RAW DATA:
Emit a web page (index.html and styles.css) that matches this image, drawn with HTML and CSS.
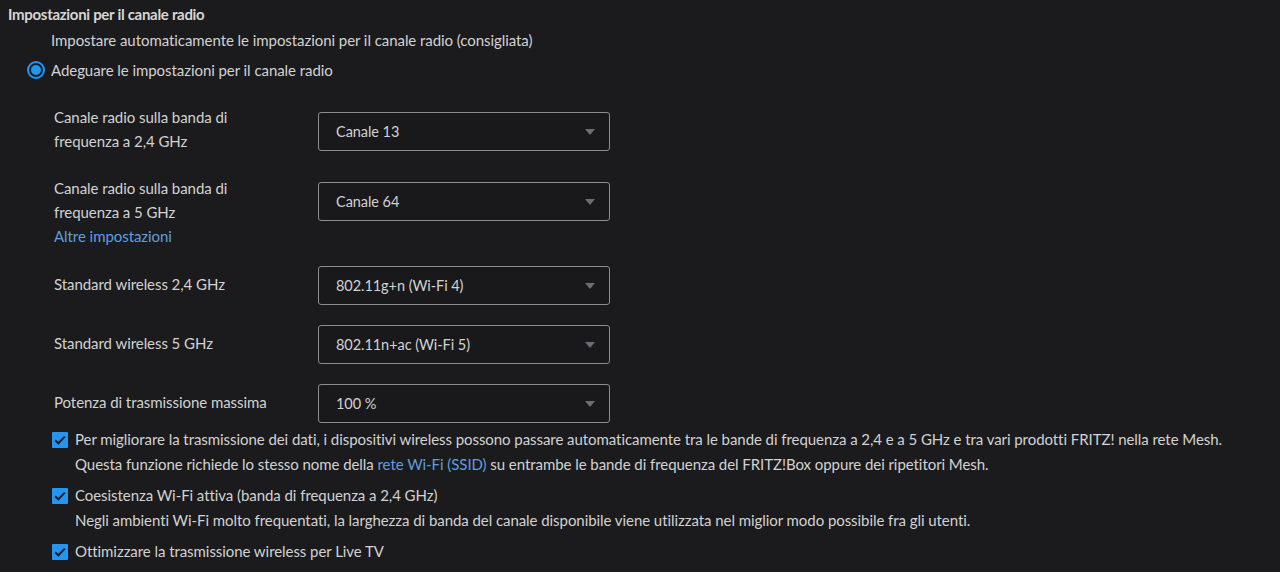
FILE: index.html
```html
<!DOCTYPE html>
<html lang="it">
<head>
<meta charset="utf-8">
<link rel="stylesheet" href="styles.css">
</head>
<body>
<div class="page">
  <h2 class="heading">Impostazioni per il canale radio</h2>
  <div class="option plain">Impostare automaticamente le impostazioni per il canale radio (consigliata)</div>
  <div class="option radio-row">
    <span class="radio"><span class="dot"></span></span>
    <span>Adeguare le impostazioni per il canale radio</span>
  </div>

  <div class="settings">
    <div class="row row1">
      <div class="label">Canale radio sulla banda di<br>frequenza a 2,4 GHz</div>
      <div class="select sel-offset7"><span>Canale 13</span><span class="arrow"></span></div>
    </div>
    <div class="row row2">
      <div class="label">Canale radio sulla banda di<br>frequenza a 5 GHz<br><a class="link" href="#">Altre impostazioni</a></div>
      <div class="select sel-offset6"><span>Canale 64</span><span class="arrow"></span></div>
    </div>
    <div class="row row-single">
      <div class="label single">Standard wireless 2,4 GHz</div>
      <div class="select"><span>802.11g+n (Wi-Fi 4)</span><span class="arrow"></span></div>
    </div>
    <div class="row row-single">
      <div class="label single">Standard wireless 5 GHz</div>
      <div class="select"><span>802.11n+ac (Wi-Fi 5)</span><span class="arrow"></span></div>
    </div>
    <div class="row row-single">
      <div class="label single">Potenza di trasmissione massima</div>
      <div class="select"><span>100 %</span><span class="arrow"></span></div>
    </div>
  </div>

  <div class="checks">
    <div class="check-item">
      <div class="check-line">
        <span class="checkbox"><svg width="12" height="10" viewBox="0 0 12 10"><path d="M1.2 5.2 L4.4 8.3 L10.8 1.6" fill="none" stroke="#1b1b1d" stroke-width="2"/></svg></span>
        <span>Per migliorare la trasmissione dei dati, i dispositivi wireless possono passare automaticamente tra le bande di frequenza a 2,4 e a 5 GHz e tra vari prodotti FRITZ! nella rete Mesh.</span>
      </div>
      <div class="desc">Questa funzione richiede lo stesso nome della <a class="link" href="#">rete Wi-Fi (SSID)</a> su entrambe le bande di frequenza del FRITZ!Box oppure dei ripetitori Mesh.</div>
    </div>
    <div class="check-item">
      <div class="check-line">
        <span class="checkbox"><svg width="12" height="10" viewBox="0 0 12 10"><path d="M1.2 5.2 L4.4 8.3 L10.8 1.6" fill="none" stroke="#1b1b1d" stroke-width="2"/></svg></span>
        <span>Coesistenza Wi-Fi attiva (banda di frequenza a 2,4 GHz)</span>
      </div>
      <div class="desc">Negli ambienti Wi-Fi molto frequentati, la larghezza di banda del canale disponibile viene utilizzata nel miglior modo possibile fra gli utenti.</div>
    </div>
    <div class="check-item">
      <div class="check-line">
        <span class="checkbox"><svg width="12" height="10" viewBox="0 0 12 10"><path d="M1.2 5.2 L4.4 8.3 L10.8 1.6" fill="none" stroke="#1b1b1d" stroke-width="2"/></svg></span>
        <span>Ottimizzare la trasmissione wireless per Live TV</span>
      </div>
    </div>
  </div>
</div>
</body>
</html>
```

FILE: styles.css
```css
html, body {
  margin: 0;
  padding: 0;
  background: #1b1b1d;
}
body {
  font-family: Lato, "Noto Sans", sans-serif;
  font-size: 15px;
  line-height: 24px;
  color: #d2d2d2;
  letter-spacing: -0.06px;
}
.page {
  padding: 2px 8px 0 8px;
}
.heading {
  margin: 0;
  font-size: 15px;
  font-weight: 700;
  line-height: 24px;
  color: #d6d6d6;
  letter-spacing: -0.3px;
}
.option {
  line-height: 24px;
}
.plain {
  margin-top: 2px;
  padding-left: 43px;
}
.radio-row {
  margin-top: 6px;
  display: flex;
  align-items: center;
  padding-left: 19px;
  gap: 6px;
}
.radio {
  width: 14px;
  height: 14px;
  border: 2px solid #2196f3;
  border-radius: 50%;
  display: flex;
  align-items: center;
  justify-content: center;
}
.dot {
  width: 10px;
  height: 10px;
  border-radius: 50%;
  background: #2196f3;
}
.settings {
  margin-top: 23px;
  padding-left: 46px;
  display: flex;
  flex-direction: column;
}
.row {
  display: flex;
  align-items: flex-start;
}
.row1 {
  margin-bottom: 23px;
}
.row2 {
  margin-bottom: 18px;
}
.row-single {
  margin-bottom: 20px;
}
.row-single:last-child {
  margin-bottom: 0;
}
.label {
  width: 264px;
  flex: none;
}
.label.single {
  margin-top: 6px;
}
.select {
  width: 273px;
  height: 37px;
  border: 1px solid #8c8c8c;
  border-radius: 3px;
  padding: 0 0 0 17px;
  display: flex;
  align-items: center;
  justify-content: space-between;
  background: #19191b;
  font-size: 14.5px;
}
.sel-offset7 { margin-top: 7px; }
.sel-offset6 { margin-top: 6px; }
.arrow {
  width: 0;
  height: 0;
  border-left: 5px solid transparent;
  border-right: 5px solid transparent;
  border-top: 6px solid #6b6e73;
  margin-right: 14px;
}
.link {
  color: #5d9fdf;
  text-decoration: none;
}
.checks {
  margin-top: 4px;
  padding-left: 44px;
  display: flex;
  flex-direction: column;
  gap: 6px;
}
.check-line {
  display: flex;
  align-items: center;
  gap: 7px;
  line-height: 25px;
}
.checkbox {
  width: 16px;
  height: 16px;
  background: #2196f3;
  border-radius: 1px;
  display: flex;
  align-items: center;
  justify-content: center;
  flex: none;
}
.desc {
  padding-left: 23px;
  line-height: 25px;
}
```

TASK STATEMENT: Write out the material above again, word for word, minus its pictures.

EXERCISE OUTPUT:
Emit a web page (index.html and styles.css) that matches this image, drawn with HTML and CSS.
FILE: index.html
```html
<!DOCTYPE html>
<html lang="it">
<head>
<meta charset="utf-8">
<link rel="stylesheet" href="styles.css">
</head>
<body>
<div class="page">
  <h2 class="heading">Impostazioni per il canale radio</h2>
  <div class="option plain">Impostare automaticamente le impostazioni per il canale radio (consigliata)</div>
  <div class="option radio-row">
    <span class="radio"><span class="dot"></span></span>
    <span>Adeguare le impostazioni per il canale radio</span>
  </div>

  <div class="settings">
    <div class="row row1">
      <div class="label">Canale radio sulla banda di<br>frequenza a 2,4 GHz</div>
      <div class="select sel-offset7"><span>Canale 13</span><span class="arrow"></span></div>
    </div>
    <div class="row row2">
      <div class="label">Canale radio sulla banda di<br>frequenza a 5 GHz<br><a class="link" href="#">Altre impostazioni</a></div>
      <div class="select sel-offset6"><span>Canale 64</span><span class="arrow"></span></div>
    </div>
    <div class="row row-single">
      <div class="label single">Standard wireless 2,4 GHz</div>
      <div class="select"><span>802.11g+n (Wi-Fi 4)</span><span class="arrow"></span></div>
    </div>
    <div class="row row-single">
      <div class="label single">Standard wireless 5 GHz</div>
      <div class="select"><span>802.11n+ac (Wi-Fi 5)</span><span class="arrow"></span></div>
    </div>
    <div class="row row-single">
      <div class="label single">Potenza di trasmissione massima</div>
      <div class="select"><span>100 %</span><span class="arrow"></span></div>
    </div>
  </div>

  <div class="checks">
    <div class="check-item">
      <div class="check-line">
        <span class="checkbox"><svg width="12" height="10" viewBox="0 0 12 10"><path d="M1.2 5.2 L4.4 8.3 L10.8 1.6" fill="none" stroke="#1b1b1d" stroke-width="2"/></svg></span>
        <span>Per migliorare la trasmissione dei dati, i dispositivi wireless possono passare automaticamente tra le bande di frequenza a 2,4 e a 5 GHz e tra vari prodotti FRITZ! nella rete Mesh.</span>
      </div>
      <div class="desc">Questa funzione richiede lo stesso nome della <a class="link" href="#">rete Wi-Fi (SSID)</a> su entrambe le bande di frequenza del FRITZ!Box oppure dei ripetitori Mesh.</div>
    </div>
    <div class="check-item">
      <div class="check-line">
        <span class="checkbox"><svg width="12" height="10" viewBox="0 0 12 10"><path d="M1.2 5.2 L4.4 8.3 L10.8 1.6" fill="none" stroke="#1b1b1d" stroke-width="2"/></svg></span>
        <span>Coesistenza Wi-Fi attiva (banda di frequenza a 2,4 GHz)</span>
      </div>
      <div class="desc">Negli ambienti Wi-Fi molto frequentati, la larghezza di banda del canale disponibile viene utilizzata nel miglior modo possibile fra gli utenti.</div>
    </div>
    <div class="check-item">
      <div class="check-line">
        <span class="checkbox"><svg width="12" height="10" viewBox="0 0 12 10"><path d="M1.2 5.2 L4.4 8.3 L10.8 1.6" fill="none" stroke="#1b1b1d" stroke-width="2"/></svg></span>
        <span>Ottimizzare la trasmissione wireless per Live TV</span>
      </div>
    </div>
  </div>
</div>
</body>
</html>
```

FILE: styles.css
```css
html, body {
  margin: 0;
  padding: 0;
  background: #1b1b1d;
}
body {
  font-family: Lato, "Noto Sans", sans-serif;
  font-size: 15px;
  line-height: 24px;
  color: #d2d2d2;
  letter-spacing: -0.06px;
}
.page {
  padding: 2px 8px 0 8px;
}
.heading {
  margin: 0;
  font-size: 15px;
  font-weight: 700;
  line-height: 24px;
  color: #d6d6d6;
  letter-spacing: -0.3px;
}
.option {
  line-height: 24px;
}
.plain {
  margin-top: 2px;
  padding-left: 43px;
}
.radio-row {
  margin-top: 6px;
  display: flex;
  align-items: center;
  padding-left: 19px;
  gap: 6px;
}
.radio {
  width: 14px;
  height: 14px;
  border: 2px solid #2196f3;
  border-radius: 50%;
  display: flex;
  align-items: center;
  justify-content: center;
}
.dot {
  width: 10px;
  height: 10px;
  border-radius: 50%;
  background: #2196f3;
}
.settings {
  margin-top: 23px;
  padding-left: 46px;
  display: flex;
  flex-direction: column;
}
.row {
  display: flex;
  align-items: flex-start;
}
.row1 {
  margin-bottom: 23px;
}
.row2 {
  margin-bottom: 18px;
}
.row-single {
  margin-bottom: 20px;
}
.row-single:last-child {
  margin-bottom: 0;
}
.label {
  width: 264px;
  flex: none;
}
.label.single {
  margin-top: 6px;
}
.select {
  width: 273px;
  height: 37px;
  border: 1px solid #8c8c8c;
  border-radius: 3px;
  padding: 0 0 0 17px;
  display: flex;
  align-items: center;
  justify-content: space-between;
  background: #19191b;
  font-size: 14.5px;
}
.sel-offset7 { margin-top: 7px; }
.sel-offset6 { margin-top: 6px; }
.arrow {
  width: 0;
  height: 0;
  border-left: 5px solid transparent;
  border-right: 5px solid transparent;
  border-top: 6px solid #6b6e73;
  margin-right: 14px;
}
.link {
  color: #5d9fdf;
  text-decoration: none;
}
.checks {
  margin-top: 4px;
  padding-left: 44px;
  display: flex;
  flex-direction: column;
  gap: 6px;
}
.check-line {
  display: flex;
  align-items: center;
  gap: 7px;
  line-height: 25px;
}
.checkbox {
  width: 16px;
  height: 16px;
  background: #2196f3;
  border-radius: 1px;
  display: flex;
  align-items: center;
  justify-content: center;
  flex: none;
}
.desc {
  padding-left: 23px;
  line-height: 25px;
}
```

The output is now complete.